We have to follow the decision of the Constitution Bench of the Supreme Court consisting of nine judges in preference to the observations made in the other decisions rendered by benches of lesser strength. 5. If the judgment under challenge in this appeal was passed in exercise of the supervisory jurisdiction under Art.227 of the Constitution, no appeal would lie therefrom before a Division Bench under S.5 of the Kerala High Court Act, 1958 (videArumugham Chettiar v. Joseph -1961 KLT 823). In Umaji v. Radhikabai (AIR 1986 SC 1272), Supreme Court held that no appeal would lie against a single judge's order or judgment passed in exercise of jurisdiction under Art.227 of the Constitution. Supreme Court considered in the said case the scope of Clause 15 of the Letters Patent of the Bombay High Court.
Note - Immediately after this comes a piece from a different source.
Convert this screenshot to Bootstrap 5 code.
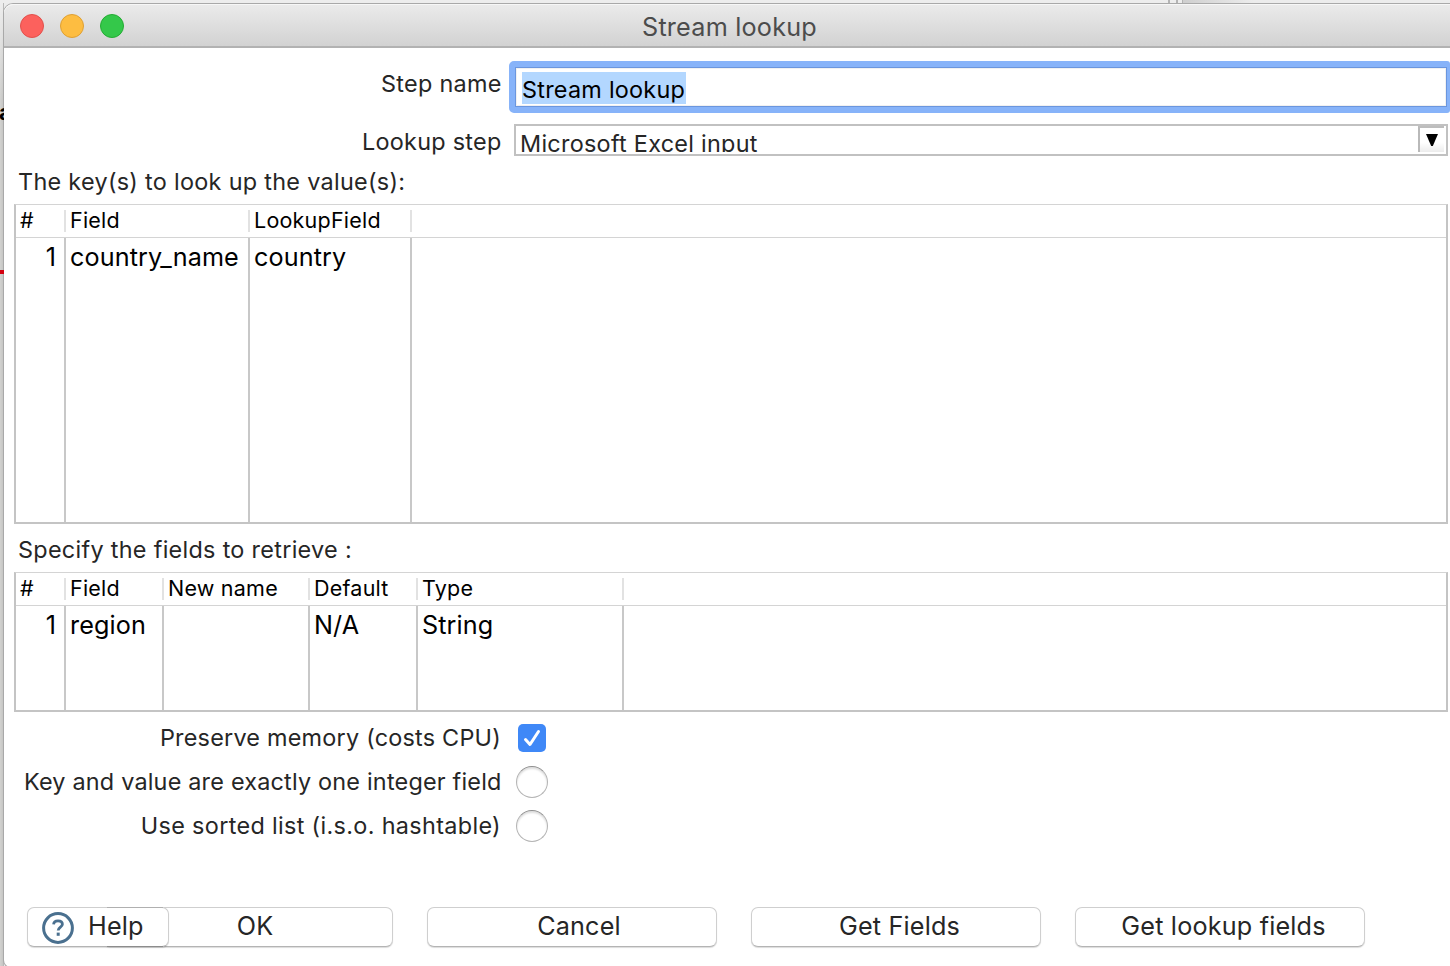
<!DOCTYPE html>
<html lang="en">
<head>
<meta charset="utf-8">
<title>Stream lookup</title>
<link href="https://cdn.jsdelivr.net/npm/bootstrap@5.3.0/dist/css/bootstrap.min.css" rel="stylesheet">
<style>
  body { width: 1450px; height: 966px; overflow: hidden; font-family: Inter, "Liberation Sans", sans-serif; color: #262626;
    background: linear-gradient(90deg, #d2d2d0 0, #c6c6c4 3px, #ababab 4px, #ececec 4px); }
  .desktop { position: relative; height: 966px; padding: 4px 0 0 4px; overflow: hidden; }
  .behind-top { position: absolute; left: 0; top: 0; width: 100%; height: 3px; background: #ededed; }
  .behind-top i { position: absolute; top: 0; height: 3px; background: #b4b4b4; }
  .behind-top .far { left: 1183px; right: 0; background: linear-gradient(90deg, #cfcfcf, #ececec 70px); }
  .behind-left { position: absolute; left: 0; top: 0; width: 3px; height: 100px; background: linear-gradient(#eeeeee, rgba(210,210,208,0)); }
  .behind-text { position: absolute; z-index: 1; left: 0; top: 99px; width: 4px; overflow: hidden; text-indent: -1px; font-size: 22px; line-height: 26px; font-weight: 700; color: #000; }
  .behind-line { position: absolute; z-index: 1; left: 0; top: 270px; width: 4px; height: 4px; background: #d3000f; }
  .window { position: relative; width: 1446px; height: 963px; background: #fff; border-radius: 9px 0 0 7px; box-shadow: 0 0 0 1px #a9a9a9; }
  .titlebar { height: 44px; border-bottom: 2px solid #b2b2b2; border-radius: 9px 0 0 0; background: linear-gradient(#ebebeb, #d2d2d2); box-shadow: inset 0 1px 0 #f7f7f7; font-size: 25.2px; letter-spacing: .22px; color: #4c4c4c; }
  .titlebar .caption { line-height: 44px; padding-top: 1px; padding-left: 5px; }
  .lights { position: absolute; left: 16px; top: 10px; gap: 16px; }
  .light { width: 24px; height: 24px; border-radius: 50%; border: 1px solid; }
  .t23 { font-size: 23.4px; letter-spacing: .28px; }
  .form-lbl { width: 497.6px; margin-right: .4px; text-align: right; flex: none; }
  .step-row { margin-top: 13px; }
  .step-row .form-lbl { line-height: 45px; }
  .focus-field { margin-left: 7px; width: 941px; height: 52px; flex: none; border: 6px solid #87b3f9; border-right-width: 3px; border-radius: 5px 3px 3px 5px; }
  .focus-field > div { height: 40px; border: 1px solid #6b96de; box-shadow: inset 0 0 0 1px #f1f1f1; padding: 4px 0 0 6px; color: #000; }
  .picked { display: inline-block; height: 32px; line-height: 35px; width: 164px; background: #b3d7ff; white-space: nowrap; letter-spacing: .25px; vertical-align: top; }
  .lookup-row { margin-top: 11px; height: 32px; }
  .lookup-row .form-lbl { line-height: 35px; }
  .combo { margin-left: 12px; width: 934px; height: 32px; flex: none; border: 2px solid #c1c1c1; padding-left: 4px; }
  .combo .val { height: 26px; line-height: 35px; overflow: hidden; }
  .combo .drop { width: 26px; height: 26px; margin-right: 2px; border-left: 2px solid #b9b9b9; border-top: 2px solid #bdbdbd; background: linear-gradient(#fff 60%, #ececec); }
  .drop svg { display: block; margin: 6px 0 0 6px; }
  .section { padding: 3px 0 0 14px; line-height: 45px; letter-spacing: .3px; }
  .sheet { margin-left: 10px; width: 1434px; border: 2px solid #c4c4c4; border-top: 1px solid #d4d4d4; color: #000; }
  .sheet-keys { height: 320px; --cols: 50px 184px 162px 1fr; }
  .sheet-vals { height: 140px; --cols: 50px 98px 146px 108px 206px 1fr; }
  .sheet-head, .sheet-body { display: grid; grid-template-columns: var(--cols); }
  .sheet-head { height: 33px; flex: none; border-bottom: 1px solid #d4d4d4; font-size: 21.5px; letter-spacing: .22px; line-height: 31px; }
  .sheet-head > div { padding-left: 4px; background: linear-gradient(#e2e2e2, #e2e2e2) right 5px / 2px 22px no-repeat; }
  .sheet-head > div:last-child { background: none; }
  .sheet-body { font-size: 25.2px; letter-spacing: .1px; line-height: 39px; }
  .sheet-body > div { padding-left: 4px; border-right: 2px solid #c8c8c8; }
  .sheet-body > div:first-child { padding-right: 8px; text-align: right; }
  .sheet-body > div:last-child { border: 0; }
  .opts { margin-top: 4px; }
  .opt { height: 44px; line-height: 43px; }
  .opt .form-lbl { width: 497px; margin-right: 1px; }
  .opt:nth-child(1) { letter-spacing: .23px; }
  .opt:nth-child(2) { letter-spacing: .21px; }
  .opt:nth-child(3) { letter-spacing: .34px; }
  .opt:nth-child(2) .form-lbl { width: 497.6px; margin-right: .4px; }
  .tick { width: 28px; height: 28px; margin: 8px 0 0 16px; border-radius: 5px; background: #3f88f7; }
  .tick svg { display: block; }
  .ring { width: 32px; height: 32px; margin: 6px 0 0 14px; border-radius: 50%; border: 1px solid #b5b5b5; border-top-color: #8f8f8f; box-shadow: inset 0 2px 2px #dedede; }
  .actions { position: relative; margin-top: 59px; padding-left: 99px; gap: 34px; }
  .push { width: 290px; height: 40px; padding: 0 0 2px; border: 1px solid #cfcfcf; border-bottom-color: #b4b4b4; border-radius: 7px; background: #fff; box-shadow: 0 1px 1px rgba(0,0,0,.14); font-size: 25.2px; letter-spacing: .18px; line-height: 36px; color: #262626; }
  .nudge-a { padding-left: 14px; }
  .nudge-b { padding-left: 7px; }
  .push-help { position: absolute; left: 23px; top: 0; width: 142px; padding-left: 14px; text-align: left; }
  .push-help svg { margin-top: 4px; margin-right: 14px; }
  .shade { position: absolute; left: 103px; width: 56px; height: 1px; }
</style>
</head>
<body>
<div class="desktop">
  <div class="behind-left"></div>
  <div class="behind-top"><i style="left:1168px;width:2px"></i><i style="left:1176px;width:2px"></i><i style="left:1182px;width:1px"></i><i class="far"></i></div>
  <div class="behind-text">a</div>
  <div class="behind-line"></div>
  <main class="window">
    <header class="titlebar text-center">
      <div class="lights d-flex">
        <span class="light" style="background:#fc615d;border-color:#e2504c"></span>
        <span class="light" style="background:#fdbd41;border-color:#dfa033"></span>
        <span class="light" style="background:#34c84a;border-color:#24ac33"></span>
      </div>
      <div class="caption">Stream lookup</div>
    </header>

    <div class="step-row d-flex t23">
      <label class="form-lbl">Step name</label>
      <div class="focus-field"><div><span class="picked">Stream lookup</span></div></div>
    </div>
    <div class="lookup-row d-flex t23">
      <label class="form-lbl">Lookup step</label>
      <div class="combo d-flex justify-content-between">
        <div class="val">Microsoft Excel input</div>
        <div class="drop"><svg width="12" height="12"><path d="M0 0H12L6.8 12H5.2Z"/></svg></div>
      </div>
    </div>

    <div class="section t23">The key(s) to look up the value(s):</div>
    <div class="sheet sheet-keys d-flex flex-column">
      <div class="sheet-head"><div>#</div><div>Field</div><div>LookupField</div><div></div></div>
      <div class="sheet-body flex-fill"><div>1</div><div>country_name</div><div>country</div><div></div></div>
    </div>

    <div class="section t23">Specify the fields to retrieve :</div>
    <div class="sheet sheet-vals d-flex flex-column">
      <div class="sheet-head"><div>#</div><div>Field</div><div>New name</div><div>Default</div><div>Type</div><div></div></div>
      <div class="sheet-body flex-fill"><div>1</div><div>region</div><div></div><div>N/A</div><div>String</div><div></div></div>
    </div>

    <div class="opts t23">
      <div class="opt d-flex"><label class="form-lbl">Preserve memory (costs CPU)</label>
        <span class="tick"><svg width="28" height="28" fill="none" stroke="#fff" stroke-width="3" stroke-linecap="round" stroke-linejoin="round"><path d="M7.5 15.5L12 20.5L20.5 7.5"/></svg></span></div>
      <div class="opt d-flex"><label class="form-lbl">Key and value are exactly one integer field</label><span class="ring"></span></div>
      <div class="opt d-flex"><label class="form-lbl">Use sorted list (i.s.o. hashtable)</label><span class="ring"></span></div>
    </div>

    <div class="actions d-flex">
      <button class="push nudge-a">OK</button>
      <button class="push nudge-a">Cancel</button>
      <button class="push nudge-b">Get Fields</button>
      <button class="push nudge-b">Get lookup fields</button>
      <button class="push push-help d-flex"><svg width="32" height="32" fill="none" stroke="#4a708f"><circle cx="16" cy="16" r="14.4" stroke-width="3"/><path d="M11.6 12.4C11.8 9.8 13.6 8.9 16 8.9C18.6 8.9 20.4 10.1 20.4 12.3C20.4 15.2 16.2 15.2 16.2 18.6" stroke-width="2.8"/><path d="M16.2 20.6V23.8" stroke-width="3"/></svg><span>Help</span></button>
      <span class="shade" style="top:0;background:#b0b0b0"></span>
      <span class="shade" style="top:39px;background:#8c8c8c"></span>
    </div>
  </main>
</div>
<script src="https://cdn.jsdelivr.net/npm/bootstrap@5.3.0/dist/js/bootstrap.bundle.min.js"></script>
</body>
</html>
The reasoning is that since jurisdiction under Art.227 is supervisory in nature the resultant order cannot be treated as the product of exercise of original jurisdiction of the High Court. It will be pertinent to point out that similar was the reasoning which weighed with the Division Bench of this Court in Arumugham Chettiar's case. So the position can be held as well settled now. For the aforesaid reasons, we dismiss the appeal as not maintainable.